**Problem requirements:** Collect all lines below with the string "components".

Web page code records:
════════════════════

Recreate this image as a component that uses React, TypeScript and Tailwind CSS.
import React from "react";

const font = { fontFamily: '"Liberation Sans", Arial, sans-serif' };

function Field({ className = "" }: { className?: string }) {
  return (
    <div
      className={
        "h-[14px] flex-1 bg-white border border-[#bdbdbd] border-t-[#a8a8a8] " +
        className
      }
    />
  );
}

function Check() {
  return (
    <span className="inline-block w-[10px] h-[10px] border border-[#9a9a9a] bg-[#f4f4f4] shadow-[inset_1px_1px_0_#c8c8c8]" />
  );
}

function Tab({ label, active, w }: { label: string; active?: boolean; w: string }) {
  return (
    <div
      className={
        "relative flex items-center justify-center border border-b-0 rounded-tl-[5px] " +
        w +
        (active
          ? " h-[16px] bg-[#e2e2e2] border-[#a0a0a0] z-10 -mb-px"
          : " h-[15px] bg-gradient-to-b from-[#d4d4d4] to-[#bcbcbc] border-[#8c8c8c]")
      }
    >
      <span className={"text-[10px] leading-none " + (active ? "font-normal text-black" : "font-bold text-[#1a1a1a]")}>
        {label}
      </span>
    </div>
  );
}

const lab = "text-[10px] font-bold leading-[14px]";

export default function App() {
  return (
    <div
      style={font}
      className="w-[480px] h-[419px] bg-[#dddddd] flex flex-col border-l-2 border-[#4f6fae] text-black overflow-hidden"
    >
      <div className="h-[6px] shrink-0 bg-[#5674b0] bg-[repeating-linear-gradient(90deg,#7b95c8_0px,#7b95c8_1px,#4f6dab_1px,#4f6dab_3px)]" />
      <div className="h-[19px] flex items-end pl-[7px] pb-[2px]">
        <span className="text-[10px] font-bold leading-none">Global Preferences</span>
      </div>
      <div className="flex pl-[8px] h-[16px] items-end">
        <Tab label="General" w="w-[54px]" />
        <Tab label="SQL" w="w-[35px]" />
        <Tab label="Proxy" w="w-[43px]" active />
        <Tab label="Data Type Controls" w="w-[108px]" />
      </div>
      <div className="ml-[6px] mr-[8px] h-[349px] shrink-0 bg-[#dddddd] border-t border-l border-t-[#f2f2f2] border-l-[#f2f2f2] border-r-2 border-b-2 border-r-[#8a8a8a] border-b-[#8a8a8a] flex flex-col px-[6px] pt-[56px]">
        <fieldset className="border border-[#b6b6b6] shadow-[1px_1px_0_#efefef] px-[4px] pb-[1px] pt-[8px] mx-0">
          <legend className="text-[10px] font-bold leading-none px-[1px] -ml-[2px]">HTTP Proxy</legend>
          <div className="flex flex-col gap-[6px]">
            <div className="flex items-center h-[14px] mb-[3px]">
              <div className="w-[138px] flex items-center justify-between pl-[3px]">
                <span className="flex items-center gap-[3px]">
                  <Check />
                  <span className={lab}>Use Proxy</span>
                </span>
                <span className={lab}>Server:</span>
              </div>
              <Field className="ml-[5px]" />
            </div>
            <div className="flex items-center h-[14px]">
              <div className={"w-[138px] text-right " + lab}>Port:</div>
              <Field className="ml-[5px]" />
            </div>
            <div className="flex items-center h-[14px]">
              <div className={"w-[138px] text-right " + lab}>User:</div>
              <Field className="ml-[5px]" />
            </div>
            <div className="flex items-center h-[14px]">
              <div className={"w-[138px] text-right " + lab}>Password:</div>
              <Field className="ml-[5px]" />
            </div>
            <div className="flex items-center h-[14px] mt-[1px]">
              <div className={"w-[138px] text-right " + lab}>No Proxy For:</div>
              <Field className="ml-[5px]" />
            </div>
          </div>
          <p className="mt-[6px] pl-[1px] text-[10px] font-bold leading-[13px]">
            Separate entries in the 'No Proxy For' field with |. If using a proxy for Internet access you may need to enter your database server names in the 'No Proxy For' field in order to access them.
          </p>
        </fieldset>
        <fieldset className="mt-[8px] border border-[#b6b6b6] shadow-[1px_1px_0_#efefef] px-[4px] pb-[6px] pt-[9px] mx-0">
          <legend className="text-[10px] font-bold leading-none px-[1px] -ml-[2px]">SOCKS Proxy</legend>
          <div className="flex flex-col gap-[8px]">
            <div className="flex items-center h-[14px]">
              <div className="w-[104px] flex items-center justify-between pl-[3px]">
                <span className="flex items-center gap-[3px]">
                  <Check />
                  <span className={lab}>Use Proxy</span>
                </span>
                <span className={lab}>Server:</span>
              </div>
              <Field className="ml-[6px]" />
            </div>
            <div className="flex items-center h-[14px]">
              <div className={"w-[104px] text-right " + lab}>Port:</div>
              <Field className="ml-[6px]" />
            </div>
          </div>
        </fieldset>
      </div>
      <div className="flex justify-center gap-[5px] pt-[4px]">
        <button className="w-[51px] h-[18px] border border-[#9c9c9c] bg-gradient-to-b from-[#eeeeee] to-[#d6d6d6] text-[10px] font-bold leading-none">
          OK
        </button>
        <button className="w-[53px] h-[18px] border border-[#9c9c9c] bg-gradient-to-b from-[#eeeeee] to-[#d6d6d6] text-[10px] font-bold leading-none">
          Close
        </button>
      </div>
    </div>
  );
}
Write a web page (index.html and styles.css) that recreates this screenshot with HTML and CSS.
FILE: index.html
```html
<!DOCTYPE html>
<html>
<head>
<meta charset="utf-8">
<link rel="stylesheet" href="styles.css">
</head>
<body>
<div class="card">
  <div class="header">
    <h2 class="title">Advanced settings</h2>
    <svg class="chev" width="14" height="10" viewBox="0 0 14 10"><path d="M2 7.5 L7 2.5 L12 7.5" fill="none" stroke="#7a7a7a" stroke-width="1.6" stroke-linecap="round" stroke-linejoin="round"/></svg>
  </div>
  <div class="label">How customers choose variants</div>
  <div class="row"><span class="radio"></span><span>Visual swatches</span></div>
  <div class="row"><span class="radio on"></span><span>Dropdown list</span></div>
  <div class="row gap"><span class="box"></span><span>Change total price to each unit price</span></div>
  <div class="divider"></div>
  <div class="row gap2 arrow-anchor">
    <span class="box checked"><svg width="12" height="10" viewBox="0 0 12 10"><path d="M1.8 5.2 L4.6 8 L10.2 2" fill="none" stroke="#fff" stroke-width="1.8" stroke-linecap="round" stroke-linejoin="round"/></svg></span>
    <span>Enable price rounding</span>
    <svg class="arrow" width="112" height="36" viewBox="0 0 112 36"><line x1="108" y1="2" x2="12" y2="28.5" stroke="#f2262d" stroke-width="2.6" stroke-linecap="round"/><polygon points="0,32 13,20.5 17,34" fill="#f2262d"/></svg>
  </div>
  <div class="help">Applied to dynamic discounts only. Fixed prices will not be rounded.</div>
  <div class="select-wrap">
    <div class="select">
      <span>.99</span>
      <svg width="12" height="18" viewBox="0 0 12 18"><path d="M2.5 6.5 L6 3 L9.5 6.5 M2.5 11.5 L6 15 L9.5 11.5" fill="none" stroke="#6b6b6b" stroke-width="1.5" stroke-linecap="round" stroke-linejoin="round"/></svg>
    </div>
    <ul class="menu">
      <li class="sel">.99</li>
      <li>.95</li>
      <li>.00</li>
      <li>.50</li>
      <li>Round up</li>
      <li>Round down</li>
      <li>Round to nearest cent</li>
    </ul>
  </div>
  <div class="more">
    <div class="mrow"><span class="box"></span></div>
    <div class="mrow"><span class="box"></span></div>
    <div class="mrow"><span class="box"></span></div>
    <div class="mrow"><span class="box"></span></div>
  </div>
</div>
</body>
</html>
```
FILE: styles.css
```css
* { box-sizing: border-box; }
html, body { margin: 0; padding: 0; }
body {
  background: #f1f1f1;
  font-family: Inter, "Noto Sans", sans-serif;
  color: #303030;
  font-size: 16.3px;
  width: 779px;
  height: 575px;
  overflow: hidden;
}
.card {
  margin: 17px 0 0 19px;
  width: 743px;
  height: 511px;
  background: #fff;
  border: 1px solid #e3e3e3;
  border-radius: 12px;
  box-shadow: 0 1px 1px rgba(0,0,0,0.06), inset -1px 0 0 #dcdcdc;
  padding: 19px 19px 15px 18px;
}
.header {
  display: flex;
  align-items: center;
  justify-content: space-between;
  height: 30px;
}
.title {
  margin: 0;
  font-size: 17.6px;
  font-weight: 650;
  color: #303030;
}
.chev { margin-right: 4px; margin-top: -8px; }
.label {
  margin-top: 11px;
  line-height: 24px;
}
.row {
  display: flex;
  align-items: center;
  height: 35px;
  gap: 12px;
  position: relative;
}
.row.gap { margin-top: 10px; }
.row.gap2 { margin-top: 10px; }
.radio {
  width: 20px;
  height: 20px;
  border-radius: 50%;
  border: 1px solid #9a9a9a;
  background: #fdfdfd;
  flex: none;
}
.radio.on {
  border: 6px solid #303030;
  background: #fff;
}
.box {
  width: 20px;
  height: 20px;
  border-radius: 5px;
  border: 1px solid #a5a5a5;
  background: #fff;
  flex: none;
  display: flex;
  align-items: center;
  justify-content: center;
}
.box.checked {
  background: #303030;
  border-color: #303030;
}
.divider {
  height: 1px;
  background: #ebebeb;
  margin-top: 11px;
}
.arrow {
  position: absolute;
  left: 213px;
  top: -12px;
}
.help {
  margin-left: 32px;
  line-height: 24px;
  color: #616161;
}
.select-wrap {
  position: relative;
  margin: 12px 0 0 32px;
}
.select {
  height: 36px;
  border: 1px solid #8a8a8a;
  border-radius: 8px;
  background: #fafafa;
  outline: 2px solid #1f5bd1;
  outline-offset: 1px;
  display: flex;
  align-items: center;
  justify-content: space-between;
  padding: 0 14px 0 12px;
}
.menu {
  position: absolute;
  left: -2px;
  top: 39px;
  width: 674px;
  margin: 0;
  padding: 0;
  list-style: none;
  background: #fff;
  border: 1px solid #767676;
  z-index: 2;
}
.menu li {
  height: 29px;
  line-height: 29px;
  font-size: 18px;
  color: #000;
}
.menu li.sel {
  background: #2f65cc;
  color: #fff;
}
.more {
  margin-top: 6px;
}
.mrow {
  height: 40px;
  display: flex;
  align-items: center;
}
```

════════════════════

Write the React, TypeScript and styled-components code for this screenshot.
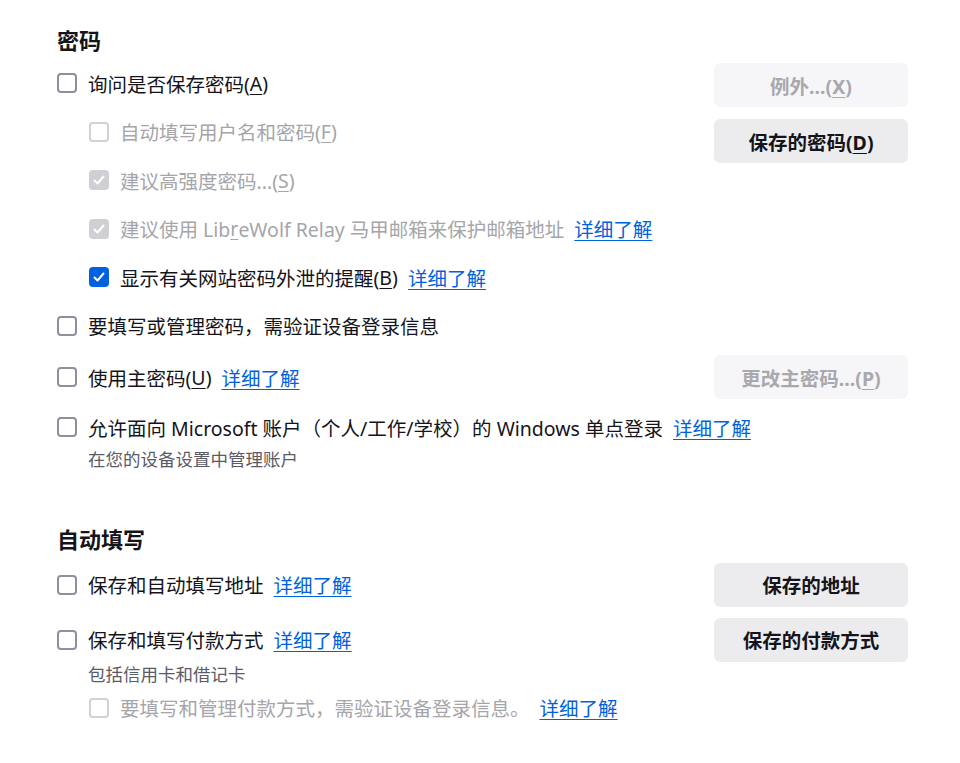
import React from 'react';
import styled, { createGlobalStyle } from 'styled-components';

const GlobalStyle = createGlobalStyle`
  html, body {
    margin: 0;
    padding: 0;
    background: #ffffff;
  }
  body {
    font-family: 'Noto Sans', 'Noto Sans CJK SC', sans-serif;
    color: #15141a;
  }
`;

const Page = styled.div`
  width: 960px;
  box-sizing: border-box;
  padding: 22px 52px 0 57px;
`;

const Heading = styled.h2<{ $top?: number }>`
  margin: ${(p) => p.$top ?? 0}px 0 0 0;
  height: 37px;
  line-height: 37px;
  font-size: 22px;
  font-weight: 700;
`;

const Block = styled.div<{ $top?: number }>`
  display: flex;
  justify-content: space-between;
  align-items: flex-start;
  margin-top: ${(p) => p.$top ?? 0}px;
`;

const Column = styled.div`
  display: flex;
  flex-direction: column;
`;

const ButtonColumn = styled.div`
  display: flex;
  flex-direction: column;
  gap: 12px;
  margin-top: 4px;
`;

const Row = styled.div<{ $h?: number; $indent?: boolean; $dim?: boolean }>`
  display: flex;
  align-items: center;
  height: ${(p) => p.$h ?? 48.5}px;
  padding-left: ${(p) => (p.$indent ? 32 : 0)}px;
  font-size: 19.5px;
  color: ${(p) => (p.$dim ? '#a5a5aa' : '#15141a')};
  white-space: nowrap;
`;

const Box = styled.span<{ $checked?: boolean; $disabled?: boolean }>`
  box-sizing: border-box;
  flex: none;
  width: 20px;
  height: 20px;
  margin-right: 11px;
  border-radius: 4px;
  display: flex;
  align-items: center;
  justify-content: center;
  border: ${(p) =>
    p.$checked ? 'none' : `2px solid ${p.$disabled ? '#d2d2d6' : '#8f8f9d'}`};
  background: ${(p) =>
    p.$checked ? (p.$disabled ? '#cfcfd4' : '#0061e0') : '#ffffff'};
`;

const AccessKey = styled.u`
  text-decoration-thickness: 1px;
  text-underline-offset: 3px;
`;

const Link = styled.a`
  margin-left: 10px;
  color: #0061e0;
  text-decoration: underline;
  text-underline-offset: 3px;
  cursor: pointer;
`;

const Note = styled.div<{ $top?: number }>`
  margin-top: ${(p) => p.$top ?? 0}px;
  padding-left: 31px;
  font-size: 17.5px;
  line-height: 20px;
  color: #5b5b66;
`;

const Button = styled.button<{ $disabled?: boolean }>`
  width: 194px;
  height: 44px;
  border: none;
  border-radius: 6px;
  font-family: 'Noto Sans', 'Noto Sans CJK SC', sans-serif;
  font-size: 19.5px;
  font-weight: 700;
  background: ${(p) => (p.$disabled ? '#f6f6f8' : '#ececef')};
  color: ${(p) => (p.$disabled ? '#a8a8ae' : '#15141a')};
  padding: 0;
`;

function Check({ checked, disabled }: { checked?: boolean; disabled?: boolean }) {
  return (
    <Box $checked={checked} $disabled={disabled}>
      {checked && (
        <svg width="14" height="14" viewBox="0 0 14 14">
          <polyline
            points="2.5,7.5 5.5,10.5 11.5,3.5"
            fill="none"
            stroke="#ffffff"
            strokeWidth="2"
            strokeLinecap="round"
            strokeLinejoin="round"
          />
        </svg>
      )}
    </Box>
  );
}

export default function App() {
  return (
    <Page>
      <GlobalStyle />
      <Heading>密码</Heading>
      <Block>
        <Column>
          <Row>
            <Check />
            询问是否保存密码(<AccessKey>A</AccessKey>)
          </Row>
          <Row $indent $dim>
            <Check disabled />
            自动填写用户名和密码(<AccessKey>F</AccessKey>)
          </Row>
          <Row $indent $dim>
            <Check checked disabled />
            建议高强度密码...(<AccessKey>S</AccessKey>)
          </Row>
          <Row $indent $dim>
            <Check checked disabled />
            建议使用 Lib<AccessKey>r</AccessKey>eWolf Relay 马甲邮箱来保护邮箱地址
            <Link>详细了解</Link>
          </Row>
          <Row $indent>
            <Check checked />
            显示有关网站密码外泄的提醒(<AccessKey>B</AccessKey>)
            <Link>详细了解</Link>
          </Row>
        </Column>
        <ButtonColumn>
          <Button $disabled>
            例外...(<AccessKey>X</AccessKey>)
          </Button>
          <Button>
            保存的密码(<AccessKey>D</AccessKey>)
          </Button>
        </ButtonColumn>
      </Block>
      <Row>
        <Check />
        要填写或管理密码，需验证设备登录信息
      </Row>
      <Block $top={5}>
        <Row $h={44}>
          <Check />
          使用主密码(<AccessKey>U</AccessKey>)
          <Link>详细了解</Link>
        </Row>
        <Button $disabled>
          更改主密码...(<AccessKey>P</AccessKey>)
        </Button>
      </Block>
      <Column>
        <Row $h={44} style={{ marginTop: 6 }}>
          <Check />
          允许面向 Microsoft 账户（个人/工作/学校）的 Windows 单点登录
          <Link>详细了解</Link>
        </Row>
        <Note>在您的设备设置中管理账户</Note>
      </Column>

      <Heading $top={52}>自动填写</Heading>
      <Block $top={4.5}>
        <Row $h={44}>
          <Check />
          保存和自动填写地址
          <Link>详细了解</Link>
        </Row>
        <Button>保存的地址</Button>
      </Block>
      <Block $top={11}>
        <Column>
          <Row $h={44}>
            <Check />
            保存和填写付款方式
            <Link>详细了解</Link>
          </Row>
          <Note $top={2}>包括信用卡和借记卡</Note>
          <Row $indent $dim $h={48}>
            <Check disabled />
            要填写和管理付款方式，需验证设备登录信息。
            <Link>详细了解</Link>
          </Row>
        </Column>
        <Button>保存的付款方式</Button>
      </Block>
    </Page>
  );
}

════════════════════

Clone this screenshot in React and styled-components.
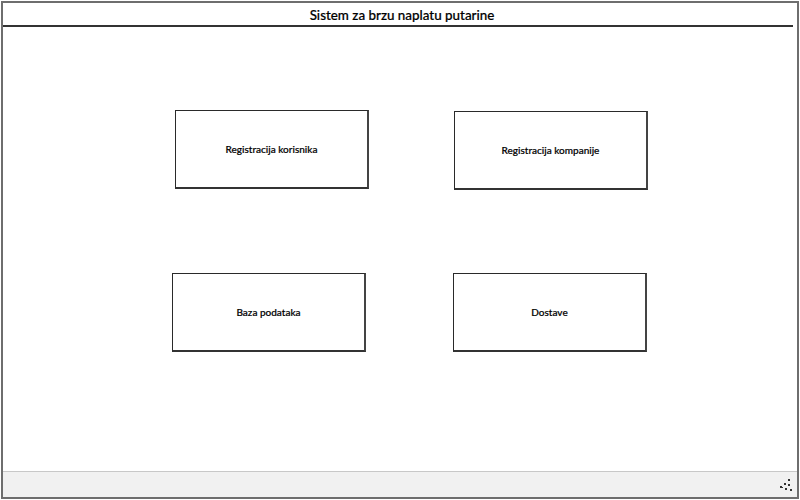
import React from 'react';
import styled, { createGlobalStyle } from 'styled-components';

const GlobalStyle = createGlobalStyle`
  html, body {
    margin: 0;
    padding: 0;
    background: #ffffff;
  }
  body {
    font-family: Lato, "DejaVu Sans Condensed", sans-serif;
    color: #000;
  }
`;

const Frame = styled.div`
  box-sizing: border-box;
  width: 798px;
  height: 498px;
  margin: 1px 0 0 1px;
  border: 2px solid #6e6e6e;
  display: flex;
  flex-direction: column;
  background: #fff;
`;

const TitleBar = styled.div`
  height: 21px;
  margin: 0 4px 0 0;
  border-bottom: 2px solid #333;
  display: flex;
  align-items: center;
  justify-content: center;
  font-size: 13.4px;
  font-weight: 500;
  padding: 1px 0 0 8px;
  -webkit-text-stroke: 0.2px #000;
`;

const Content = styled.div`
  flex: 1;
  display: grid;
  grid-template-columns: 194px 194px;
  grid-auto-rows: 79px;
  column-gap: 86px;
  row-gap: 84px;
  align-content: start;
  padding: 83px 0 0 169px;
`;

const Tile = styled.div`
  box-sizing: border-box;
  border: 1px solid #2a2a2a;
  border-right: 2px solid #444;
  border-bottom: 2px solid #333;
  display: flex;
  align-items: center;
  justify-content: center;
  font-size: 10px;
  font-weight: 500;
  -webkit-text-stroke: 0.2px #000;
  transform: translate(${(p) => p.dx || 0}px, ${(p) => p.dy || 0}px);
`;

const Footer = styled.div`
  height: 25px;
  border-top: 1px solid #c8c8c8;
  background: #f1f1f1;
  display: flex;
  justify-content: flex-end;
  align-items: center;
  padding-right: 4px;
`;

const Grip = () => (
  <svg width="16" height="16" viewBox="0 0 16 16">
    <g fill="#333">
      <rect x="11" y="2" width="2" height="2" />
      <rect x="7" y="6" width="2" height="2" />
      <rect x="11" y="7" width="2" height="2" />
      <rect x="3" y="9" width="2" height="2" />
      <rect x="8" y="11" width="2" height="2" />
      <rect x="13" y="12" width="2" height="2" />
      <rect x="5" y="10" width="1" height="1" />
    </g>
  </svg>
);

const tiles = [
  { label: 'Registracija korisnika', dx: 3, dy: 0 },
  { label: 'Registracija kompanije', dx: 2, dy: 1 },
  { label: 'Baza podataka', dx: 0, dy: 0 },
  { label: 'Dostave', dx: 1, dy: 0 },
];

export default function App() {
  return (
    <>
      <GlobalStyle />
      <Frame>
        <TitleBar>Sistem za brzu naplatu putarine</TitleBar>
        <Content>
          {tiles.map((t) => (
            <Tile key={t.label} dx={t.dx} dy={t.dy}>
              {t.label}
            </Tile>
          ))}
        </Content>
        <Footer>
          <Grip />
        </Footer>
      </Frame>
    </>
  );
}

════════════════════

**Result of the exercise:**
Write the React, TypeScript and styled-components code for this screenshot.
import styled, { createGlobalStyle } from 'styled-components';
Clone this screenshot in React and styled-components.
import styled, { createGlobalStyle } from 'styled-components';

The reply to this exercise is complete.